Les restaurateurs craignent en effet que cette société, du fait de ses nombreux
avantages fournisseur de produits, loyer bas...- n'applique des prix qui concurrenceront
directement la centaine de restaurateurs du centre de Bordeaux. "Le groupe Borehal
a déjà raflé le Saint-James pour 4,5 MF alors qu'il en valait au moins 20 MF et
maintenant on lui offre pour un loyer annuel inférieur à 300.000 F par an, la brasserie,
ceci sans appel d'offres."
Car les candidats à la reprise ne manquent pas.
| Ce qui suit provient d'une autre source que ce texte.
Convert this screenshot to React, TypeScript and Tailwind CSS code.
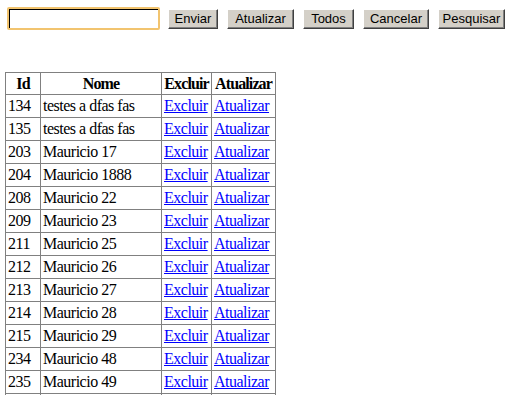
const rows: [number, string][] = [
  [134, 'testes a dfas fas'],
  [135, 'testes a dfas fas'],
  [203, 'Mauricio 17'],
  [204, 'Mauricio 1888'],
  [208, 'Mauricio 22'],
  [209, 'Mauricio 23'],
  [211, 'Mauricio 25'],
  [212, 'Mauricio 26'],
  [213, 'Mauricio 27'],
  [214, 'Mauricio 28'],
  [215, 'Mauricio 29'],
  [234, 'Mauricio 48'],
  [235, 'Mauricio 49'],
  [236, 'Mauricio 50'],
]

const buttons: [string, string][] = [
  ['Enviar', 'w-[50px]'],
  ['Atualizar', 'w-[67px]'],
  ['Todos', 'w-[51px]'],
  ['Cancelar', 'w-[66px]'],
  ['Pesquisar', 'w-[67px]'],
]

export default function App() {
  const btnClass =
    'h-[20px] bg-[#d4d0c8] text-[13px] text-black leading-none border border-t-white border-l-white border-r-[#404040] border-b-[#404040] shadow-[inset_-1px_-1px_0_#808080]'
  const cellClass = 'border border-[#808080] px-[2px] py-[1px] leading-[20px] whitespace-nowrap overflow-hidden'
  const headClass = 'border border-[#808080] px-0 py-[1px] leading-[19px] whitespace-nowrap overflow-hidden tracking-[-0.9px]'

  return (
    <div className="bg-white h-[395px] overflow-hidden font-['Liberation_Serif',serif] text-[16px] text-black">
      {/* barra de busca */}
      <div className="flex items-center pt-[7px] pl-[7px]">
        <div className="w-[153px] h-[23px] rounded-[2px] border-2 border-[#f2c46f]">
          <input className="block w-full h-full bg-white border-t border-l border-black outline-none" />
        </div>
        <div className="flex items-center gap-[9px] ml-[8px] font-['Liberation_Sans',Arial,sans-serif]">
          {buttons.map(([label, w]) => (
            <button key={label} className={`${btnClass} ${w}`}>
              {label}
            </button>
          ))}
        </div>
      </div>

      {/* tabela */}
      <table className="mt-[42px] ml-[5px] table-fixed w-[270px] border-collapse border border-[#808080] tracking-[-0.5px]">
        <thead>
          <tr>
            <th className={`${headClass} w-[35px]`}>Id</th>
            <th className={`${headClass} w-[121px]`}>Nome</th>
            <th className={`${headClass} w-[50px]`}>Excluir</th>
            <th className={`${headClass} w-[64px]`}>Atualizar</th>
          </tr>
        </thead>
        <tbody>
          {rows.map(([id, nome]) => (
            <tr key={id}>
              <td className={cellClass}>{id}</td>
              <td className={cellClass}>{nome}</td>
              <td className={cellClass}>
                <a href="#" className="text-[#0000ff] underline">Excluir</a>
              </td>
              <td className={cellClass}>
                <a href="#" className="text-[#0000ff] underline">Atualizar</a>
              </td>
            </tr>
          ))}
        </tbody>
      </table>
    </div>
  )
}
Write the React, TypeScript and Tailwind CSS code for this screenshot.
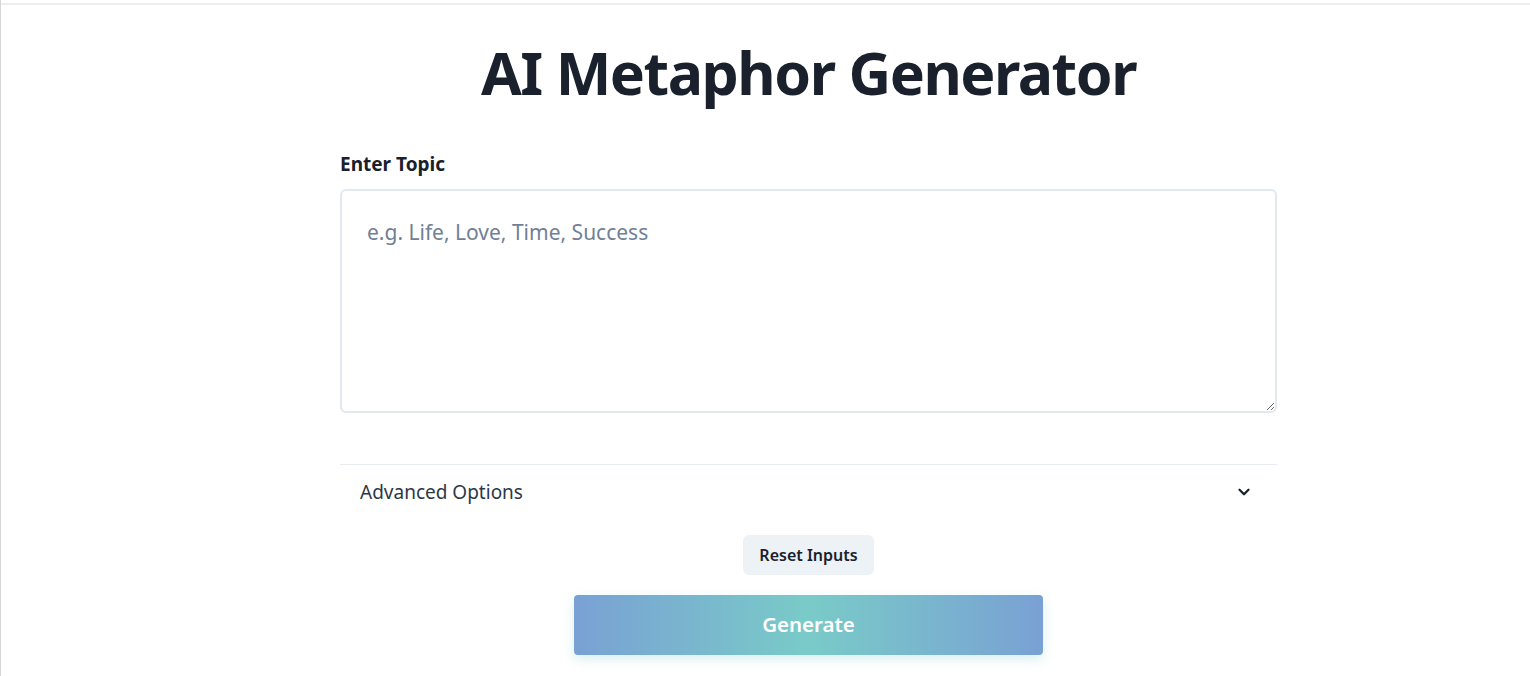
import { ChevronDown } from "lucide-react";

const App = () => {
  return (
    <div className="min-h-[676px] bg-white border-l border-[#d6d6d6] font-['Noto_Sans',sans-serif]">
      <div className="h-[3px]" />
      <div className="border-t-2 border-[#eceef2] pl-[86px]">
        <div className="w-[937px] mx-auto">
          <h1 className="text-center text-[59px] font-bold text-[#1a202c] leading-none pt-[38px] pb-[50px] tracking-tight">
            AI Metaphor Generator
          </h1>
          <label className="block text-[19px] font-bold text-[#1a202c] leading-6 mb-[13px]">
            Enter Topic
          </label>
          <textarea
            className="block w-full h-[224px] border-2 border-[#e2e8f0] rounded-md px-[25px] py-[29px] text-[21px] text-[#1a202c] placeholder:text-[#718096] outline-none leading-6"
            placeholder="e.g. Life, Love, Time, Success"
          />
          <div className="mt-[51px] border-t border-[#e7ebf0]">
            <button className="w-full flex items-center justify-between px-5 py-[13px] text-[19px] text-[#2d3748]">
              <span>Advanced Options</span>
              <ChevronDown size={18} strokeWidth={3} className="text-[#1a202c] mr-[4px]" />
            </button>
          </div>
          <div className="flex flex-col items-center mt-[15px]">
            <button className="h-10 px-4 rounded-md bg-[#edf2f7] text-[16px] font-semibold text-[#1a202c]">
              Reset Inputs
            </button>
            <button className="mt-5 w-[469px] h-[60px] rounded-[4px] text-white text-[20.5px] font-semibold bg-[linear-gradient(90deg,#79a1d4_0%,#79cbc8_50%,#79a1d4_100%)] shadow-[0_4px_12px_rgba(121,203,200,0.3)]">
              Generate
            </button>
          </div>
        </div>
      </div>
    </div>
  );
};

export default App;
Parmi eux, Francis Garcia qui avait fait
une demande il y a 5 ans et qui s'associerait à Bernard et Daniel Cuny, le trio proposant
une offre supérieure aux 300.000 F. Jean-Christophe Parineau, de l'établissement Courbu
et propriétaire depuis cette année de la Réserve à Pessac, se dit également
intéressé.
Si tous militent pour un appel d'offres dont la transparence éviterait tout favoritisme,
les règles de passation de marché public indiquent qu'en-dessous de 300.000 F, la
procédure d'appel d'offres n'est pas obligatoire. Les professionnels comptent donc faire
entendre leurs voix auprès de la mairie de Bordeaux, propriétaire du Grand Théâtre. Et
déjà un rendez-vous est pris avec le maire de Bordeaux Alain Juppé.